Valaris reports Q3 net income of $17m
Valaris Limited, the Bermudian-based offshore drilling services company, has reported third-quarter net income of $17 million.
That compares with a net loss of $27 million in the second quarter of the year.
The company said adjusted earnings before interest, taxes, depreciation and amortisation increased to $40 million from $15 million in the second quarter owing primarily to two jack-ups and one floater commencing contracts during the quarter after not working in the second quarter, as well as an increase in average daily revenue for both the floater and jack-up fleets.
These items were partially offset by higher reactivation expense and an increase in unplanned downtime related to several floaters.
Revenues increased to $455 million from $415 million in the second quarter.
President and chief executive Anton Dibowitz said: “We are pleased that Valaris DS-17 commenced its contract offshore Brazil during the quarter and expect that it will contribute meaningful earnings and cashflow going forward.
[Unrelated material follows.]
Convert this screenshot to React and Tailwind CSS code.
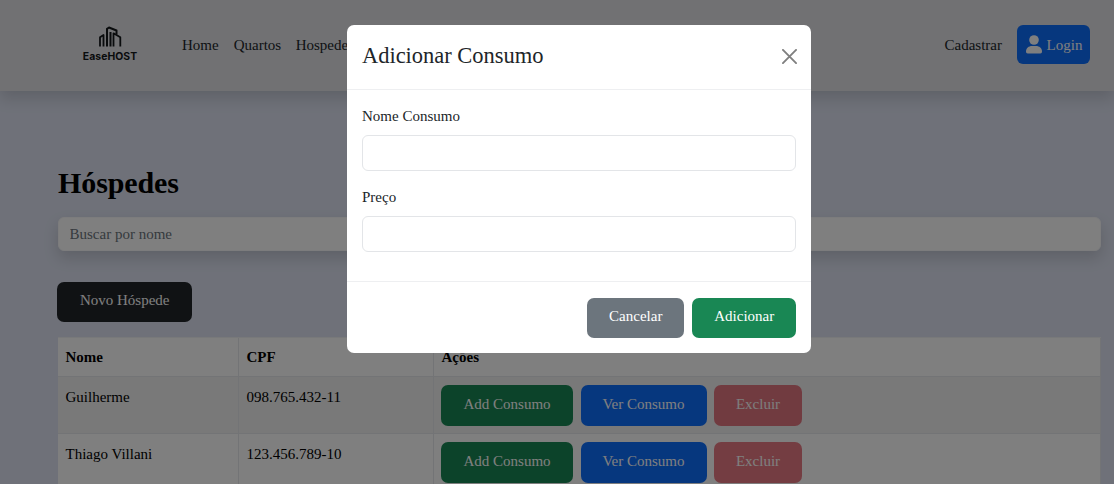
const guests = [
  { name: 'Guilherme', cpf: '098.765.432-11' },
  { name: 'Thiago Villani', cpf: '123.456.789-10' },
];

const buttonBase = 'rounded-[7px] text-center leading-[22px] flex justify-center shrink-0 items-start';

function Logo() {
  return (
    <div className="flex w-[56px] flex-col items-center text-[#15181b]">
      <svg width="24" height="21" viewBox="0 0 24 21" fill="none" stroke="currentColor" strokeWidth="2" strokeLinejoin="round">
        <path d="M2 20.500V11.200L5.500 9V20.500" strokeWidth="1.800" />
        <path d="M9 20.500V2.800L11 1.500L18.500 4.500V8.500M12.500 20.500V6" />
        <path d="M15.500 20.500V7.300L22.300 11.300V20.500" strokeWidth="1.800" />
      </svg>
      <span className="mt-[5px] font-['Inter',sans-serif] text-[10.400px] font-bold leading-[10px] tracking-[0.050px]">EaseHOST</span>
    </div>
  );
}

function Header() {
  return (
    <header className="relative flex h-[91px] shrink-0 items-center bg-[#e2e3e7] pb-[2px] pl-[82px] pr-[24px] text-[#212529] shadow-[0_7px_15px_rgba(0,0,0,0.15)]">
      <div className="mb-px"><Logo /></div>
      <nav className="ml-[44px] flex gap-[15px]">
        <a>Home</a>
        <a>Quartos</a>
        <a className="-ml-[0.5px]">Hospedes</a>
      </nav>
      <a className="ml-auto">Cadastrar</a>
      <button className="ml-[15px] flex h-[39px] w-[73px] items-center justify-center gap-[5px] rounded-md bg-[#0d6efd] pl-px text-white">
        <svg width="16" height="19" viewBox="0 0 16 19" fill="currentColor">
          <circle cx="8" cy="5" r="4.8" />
          <path d="M0 16.5C0 13.2 2.7 11 6 11h4c3.300 0 6 2.200 6 5.500 0 1.200-.6 2-1.700 2H1.700C.6 18.500 0 17.700 0 16.500z" />
        </svg>
        Login
      </button>
    </header>
  );
}

function GuestTable() {
  const row = 'grid grid-cols-[181px_195px_1fr] border-b border-[#e6e9ec]';
  const cell = 'border-r border-[#e6e9ec] pl-[7.5px] leading-[22px]';
  return (
    <div className="ml-px mt-[15px] border-t border-[#f1f2f4] bg-white text-black">
      <div className={row + ' h-[39px] font-bold'}>
        <div className={cell + ' pt-[8px]'}>Nome</div>
        <div className={cell + ' pt-[8px]'}>CPF</div>
        <div className={cell + ' pt-[8px]'}>Ações</div>
      </div>
      {guests.map((guest, i) => (
        <div key={guest.cpf} className={row + ' h-[57px] ' + (i % 2 === 0 ? 'bg-[#f2f2f2]' : 'bg-white')}>
          <div className={cell + ' pt-[9px]'}>{guest.name}</div>
          <div className={cell + ' pt-[9px]'}>{guest.cpf}</div>
          <div className="flex items-start gap-[7.5px] border-r border-[#e6e9ec] pl-[7px] pt-[8px] leading-[22px] text-white">
            <button className={buttonBase + ' h-[41px] pt-[8px] w-[132px] bg-[#198754]'}>Add Consumo</button>
            <button className={buttonBase + ' h-[41px] pt-[8px] w-[126px] bg-[#0d6efd]'}>Ver Consumo</button>
            <button className={buttonBase + ' h-[41px] pt-[8px] w-[88px] bg-[#dc3545] opacity-65'}>Excluir</button>
          </div>
        </div>
      ))}
    </div>
  );
}

function Modal() {
  return (
    <div className="absolute inset-0 bg-black/50 pt-[25px]">
      <div className="ml-[347px] flex h-[328px] w-[464px] flex-col rounded-[7px] bg-white text-[#212529]">
        <div className="flex h-[65px] items-center justify-between border-b border-[#eeeff1] pl-[15px] pr-[14px] pb-[2px]">
          <h5 className="text-[22.5px] leading-[34px] tracking-[-0.03px]">Adicionar Consumo</h5>
          <svg width="15" height="15" viewBox="0 0 16 16" fill="none" stroke="#7f7f7f" strokeWidth="2" strokeLinecap="round">
            <path d="M1 1l14 14M15 1L1 15" />
          </svg>
        </div>
        <div className="flex h-[192px] flex-col border-b border-[#eeeff1] px-[15px] pt-[15px]">
          <label className="mb-[8px] leading-[22px]">Nome Consumo</label>
          <input className="h-[36px] w-full shrink-0 rounded-md border border-[#e3e5e8]" />
          <label className="mb-[8px] mt-[15px] leading-[22px]">Preço</label>
          <input className="h-[36px] w-full shrink-0 rounded-md border border-[#e3e5e8]" />
        </div>
        <div className="flex justify-end gap-[7.5px] px-[15px] pt-[16px] text-white">
          <button className={buttonBase + ' h-[40px] pt-[7px] pl-px w-[97.5px] bg-[#6c757d]'}>Cancelar</button>
          <button className={buttonBase + ' h-[40px] pt-[7px] pl-px w-[104.5px] bg-[#198754]'}>Adicionar</button>
        </div>
      </div>
    </div>
  );
}

export default function App() {
  return (
    <div className="relative flex h-[484px] w-[1114px] flex-col overflow-hidden bg-[#dee3f2] font-['Liberation_Serif',serif] text-[15px] leading-[22px]">
      <Header />
      <main className="flex flex-col pl-[57px] pr-[13px] pt-[74px]">
        <h1 className="ml-px text-[30px] font-bold leading-[36px] tracking-[-0.1px] text-black">Hóspedes</h1>
        <input
          placeholder="Buscar por nome"
          className="ml-px mt-[16px] h-[34px] rounded-[6px] border border-[#f8f9fa] bg-white px-[10.5px] shadow-[0_7px_15px_rgba(0,0,0,0.15)] placeholder:text-[#6c757d]"
        />
        <button className={buttonBase + ' mt-[31px] h-[40px] w-[134.5px] bg-[#212529] pt-[7px] pl-px text-white'}>Novo Hóspede</button>
        <GuestTable />
      </main>
      <Modal />
    </div>
  );
}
“While our floater revenue efficiency for the quarter was below our expectations, our year-to-date fleet-wide revenue efficiency remains strong at 97 per cent, and we remain committed to delivering safe and efficient operations.
“During the third quarter, we were awarded new contracts and extensions with associated contract backlog of approximately $465 million.
“Our long-term contract for Valaris DS-7 was the seventh contract awarded to our previously stacked floaters since mid-2021. Following this reactivation, we will have ten drill ships working and will remain disciplined in exercising our operational leverage with only one stacked drill ship and two new build drill ship options remaining.”
Mr Dibowitz added: “The outlook for Valaris is positive, with increasing demand and constrained supply tightening the market.
“We are confident in the strength and duration of this up cycle, and we expect to deliver meaningfully improved earnings in both 2024 and 2025 due to the impact of recent and ongoing drill ship reactivations at attractive day rates, as well as the repricing of rigs from legacy day rate contracts to higher markets rates.”